» Aim of the task:
Look through the material below. Copy every line with the string "components" in it.
___ Given records ___
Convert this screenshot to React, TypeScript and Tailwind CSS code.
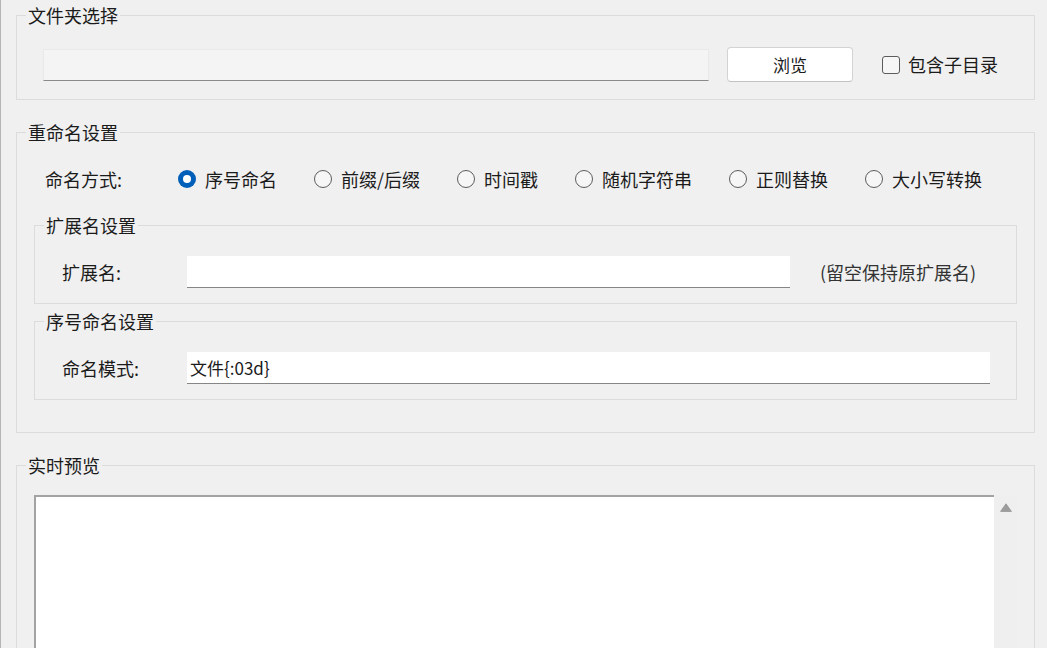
import React from 'react';

const modes = ['序号命名', '前缀/后缀', '时间戳', '随机字符串', '正则替换', '大小写转换'];

function Group({ title, className, children }: { title: string; className?: string; children: React.ReactNode }) {
  return (
    <fieldset className={`border border-[#dcdcdc] min-w-0 ${className ?? ''}`}>
      <legend className="ml-[9px] px-[2px] leading-[22px]">{title}</legend>
      {children}
    </fieldset>
  );
}

function Radio({ label, checked }: { label: string; checked?: boolean }) {
  return (
    <label className="flex items-center gap-[9px] whitespace-nowrap">
      {checked ? (
        <span className="w-[18px] h-[18px] rounded-full bg-[#005fb8] flex items-center justify-center">
          <span className="w-[8px] h-[8px] rounded-full bg-white" />
        </span>
      ) : (
        <span className="w-[18px] h-[18px] rounded-full border border-[#5c5c5c] bg-[#f6f6f6]" />
      )}
      <span>{label}</span>
    </label>
  );
}

export default function App() {
  return (
    <div className="h-[648px] overflow-hidden bg-[#f0f0f0] text-[#1b1b1b] text-[18px] font-['Microsoft_YaHei_UI','Noto_Sans_CJK_SC',sans-serif] pl-[15px] pr-[12px] pt-[4px] border-l border-[#b5b5b5]">
      {/* 文件夹选择 */}
      <Group title="文件夹选择">
        <div className="flex items-center h-[35px] mt-[21px] mb-[17px] pl-[26px]">
          <div className="w-[666px] h-[32px] bg-[#f4f4f4] border border-[#e9e9e9] border-b-[#8a8a8a]" />
          <button className="ml-[18px] w-[126px] h-[35px] bg-white border border-[#d3d3d3] border-b-[#c2c2c2] rounded-[4px] text-[17px]">
            浏览
          </button>
          <label className="ml-[29px] flex items-center gap-[8px]">
            <span className="w-[18px] h-[18px] rounded-[3px] border border-[#5c5c5c] bg-[#f6f6f6]" />
            <span>包含子目录</span>
          </label>
        </div>
      </Group>

      {/* 重命名设置 */}
      <Group title="重命名设置" className="mt-[21px]">
        <div className="px-[17px] pb-[32px]">
          <div className="flex items-center h-[24px] mt-[24px] pl-[11px]">
            <span className="w-[133px]">命名方式:</span>
            <div className="flex items-center gap-[37px]">
              {modes.map((m, i) => (
                <Radio key={m} label={m} checked={i === 0} />
              ))}
            </div>
          </div>

          <Group title="扩展名设置" className="mt-[23px]">
            <div className="flex items-center h-[32px] mt-[20px] mb-[15px] pl-[27px]">
              <span className="w-[125px]">扩展名:</span>
              <div className="w-[603px] h-[32px] bg-white border-b border-[#868686]" />
              <span className="ml-[30px] text-[#333]">(留空保持原扩展名)</span>
            </div>
          </Group>

          <Group title="序号命名设置" className="mt-[6px]">
            <div className="flex items-center h-[32px] mt-[20px] mb-[15px] pl-[27px] pr-[26px]">
              <span className="w-[125px] shrink-0">命名模式:</span>
              <div className="flex-1 h-[32px] bg-white border-b border-[#868686] flex items-center px-[3px] text-[17px]">
                文件{'{'}:03d{'}'}
              </div>
            </div>
          </Group>
        </div>
      </Group>

      {/* 实时预览 */}
      <Group title="实时预览" className="mt-[21px]">
        <div className="px-[17px] pt-[19px]">
          <div className="flex h-[300px]">
            <div className="flex-1 bg-white border-l-2 border-t-2 border-[#a3a3a3]" />
            <div className="w-[23px] bg-[#efefef] flex justify-center pt-[8px]">
              <svg width="12" height="9" viewBox="0 0 12 9">
                <path d="M6 0.8 L11.4 8.4 L0.6 8.4 Z" fill="#9c9c9c" stroke="#9c9c9c" strokeLinejoin="round" strokeWidth="1" />
              </svg>
            </div>
          </div>
        </div>
      </Group>
    </div>
  );
}
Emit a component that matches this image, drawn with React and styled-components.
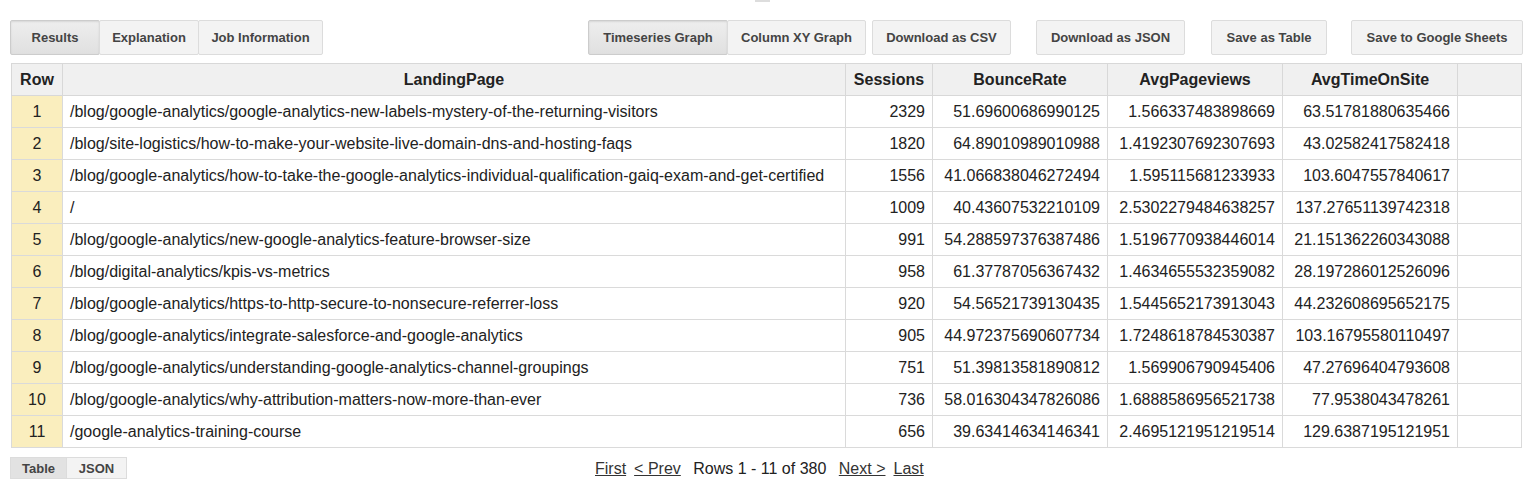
import React from "react";
import styled, { createGlobalStyle } from "styled-components";

const G = createGlobalStyle`
  body { margin: 0; font-family: "Liberation Sans", Arial, sans-serif; background: #fff; color: #222; }
`;
const Page = styled.div`padding: 0 7px 0 11px; position: relative;`;
const Mark = styled.div`position:absolute; left:755px; top:0; width:15px; height:2px; background:#ddd;`;
const Toolbar = styled.div`display:flex; align-items:center; height:35px; padding-top:20px; margin-bottom:8px;`;
const Group = styled.div`display:flex; margin-left:${p => p.ml || 0}px;`;
const Btn = styled.div`
  width:${p => p.w}px; height:35px; box-sizing:border-box; display:flex; align-items:center; justify-content:center;
  font-size:13px; font-weight:bold; color:#444; border:1px solid #dcdcdc; margin-left:-1px;
  background:${p => p.active ? "linear-gradient(#eee,#e0e0e0)" : "#f3f3f3"};
  border-radius:2px;
  ${p => p.active ? "box-shadow: inset 0 1px 2px rgba(0,0,0,0.1); border-color:#ccc;" : ""}
`;
const Table = styled.table`border-collapse:collapse; table-layout:fixed; width:1511px; font-size:16px;`;
const Th = styled.th`height:31px; background:#f0f0f0; border:1px solid #d8d8d8; font-weight:bold; color:#222; padding:0;`;
const Td = styled.td`
  height:31px; border:1px solid #dadada; padding:0 7px; white-space:nowrap; overflow:hidden; color:#222;
  text-align:${p => p.align || "left"};
  ${p => p.num ? "background:#faeebe; text-align:center;" : ""}
`;
const Footer = styled.div`display:flex; align-items:center; margin-top:9px; position:relative; height:22px;`;
const Small = styled.div`
  width:${p => p.w}px; height:22px; box-sizing:border-box; display:flex; align-items:center; justify-content:center;
  font-size:13px; font-weight:bold; color:#444; border:1px solid #dcdcdc; margin-left:-1px;
  background:${p => p.active ? "#e2e2e2" : "#f3f3f3"};
`;
const Pager = styled.div`position:absolute; left:584px; top:3px; font-size:16px; color:#222; display:flex; gap:8px;`;
const L = styled.a`text-decoration:underline; color:#333;`;

const rows = [
 ["/blog/google-analytics/google-analytics-new-labels-mystery-of-the-returning-visitors","2329","51.69600686990125","1.566337483898669","63.51781880635466"],
 ["/blog/site-logistics/how-to-make-your-website-live-domain-dns-and-hosting-faqs","1820","64.89010989010988","1.4192307692307693","43.02582417582418"],
 ["/blog/google-analytics/how-to-take-the-google-analytics-individual-qualification-gaiq-exam-and-get-certified","1556","41.066838046272494","1.595115681233933","103.6047557840617"],
 ["/","1009","40.43607532210109","2.5302279484638257","137.27651139742318"],
 ["/blog/google-analytics/new-google-analytics-feature-browser-size","991","54.288597376387486","1.5196770938446014","21.151362260343088"],
 ["/blog/digital-analytics/kpis-vs-metrics","958","61.37787056367432","1.4634655532359082","28.197286012526096"],
 ["/blog/google-analytics/https-to-http-secure-to-nonsecure-referrer-loss","920","54.56521739130435","1.5445652173913043","44.232608695652175"],
 ["/blog/google-analytics/integrate-salesforce-and-google-analytics","905","44.972375690607734","1.7248618784530387","103.16795580110497"],
 ["/blog/google-analytics/understanding-google-analytics-channel-groupings","751","51.39813581890812","1.569906790945406","47.27696404793608"],
 ["/blog/google-analytics/why-attribution-matters-now-more-than-ever","736","58.016304347826086","1.6888586956521738","77.9538043478261"],
 ["/google-analytics-training-course","656","39.63414634146341","2.4695121951219514","129.6387195121951"],
];

export default function App() {
  return (
    <Page>
      <G />
      <Mark />
      <Toolbar>
        <Group><Btn w={90} active>Results</Btn><Btn w={100}>Explanation</Btn><Btn w={125}>Job Information</Btn></Group>
        <Group ml={266}><Btn w={140} active>Timeseries Graph</Btn><Btn w={139}>Column XY Graph</Btn></Group>
        <Group ml={7}><Btn w={139}>Download as CSV</Btn></Group>
        <Group ml={26}><Btn w={149}>Download as JSON</Btn></Group>
        <Group ml={27}><Btn w={116}>Save as Table</Btn></Group>
        <Group ml={25}><Btn w={172}>Save to Google Sheets</Btn></Group>
      </Toolbar>
      <Table>
        <colgroup>
          <col style={{width:51}}/><col style={{width:783}}/><col style={{width:87}}/><col style={{width:175}}/><col style={{width:175}}/><col style={{width:175}}/><col style={{width:64}}/>
        </colgroup>
        <thead><tr><Th>Row</Th><Th>LandingPage</Th><Th>Sessions</Th><Th>BounceRate</Th><Th>AvgPageviews</Th><Th>AvgTimeOnSite</Th><Th></Th></tr></thead>
        <tbody>
          {rows.map((r, i) => (
            <tr key={i}>
              <Td num>{i + 1}</Td><Td>{r[0]}</Td>
              <Td align="right">{r[1]}</Td><Td align="right">{r[2]}</Td><Td align="right">{r[3]}</Td><Td align="right">{r[4]}</Td><Td></Td>
            </tr>
          ))}
        </tbody>
      </Table>
      <Footer>
        <Small w={57} active>Table</Small><Small w={61}>JSON</Small>
        <Pager><L>First</L><L>&lt; Prev</L><span>&nbsp;Rows 1 - 11 of 380&nbsp;</span><L>Next &gt;</L><L>Last</L></Pager>
      </Footer>
    </Page>
  );
}
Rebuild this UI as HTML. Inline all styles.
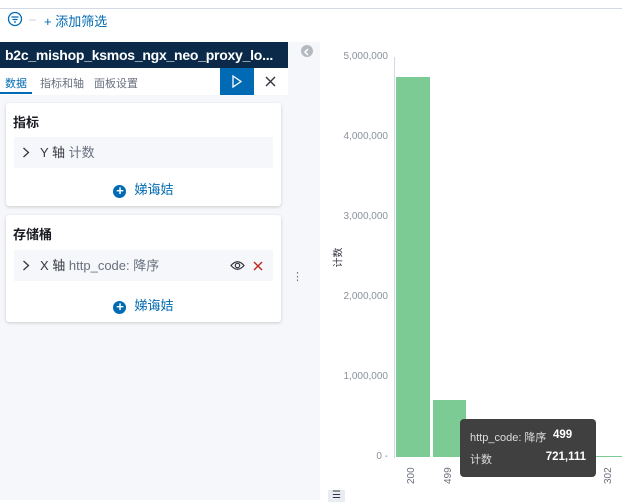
___
» Solution:
Emit a component that matches this image, drawn with React and styled-components.
import styled, { createGlobalStyle } from "styled-components";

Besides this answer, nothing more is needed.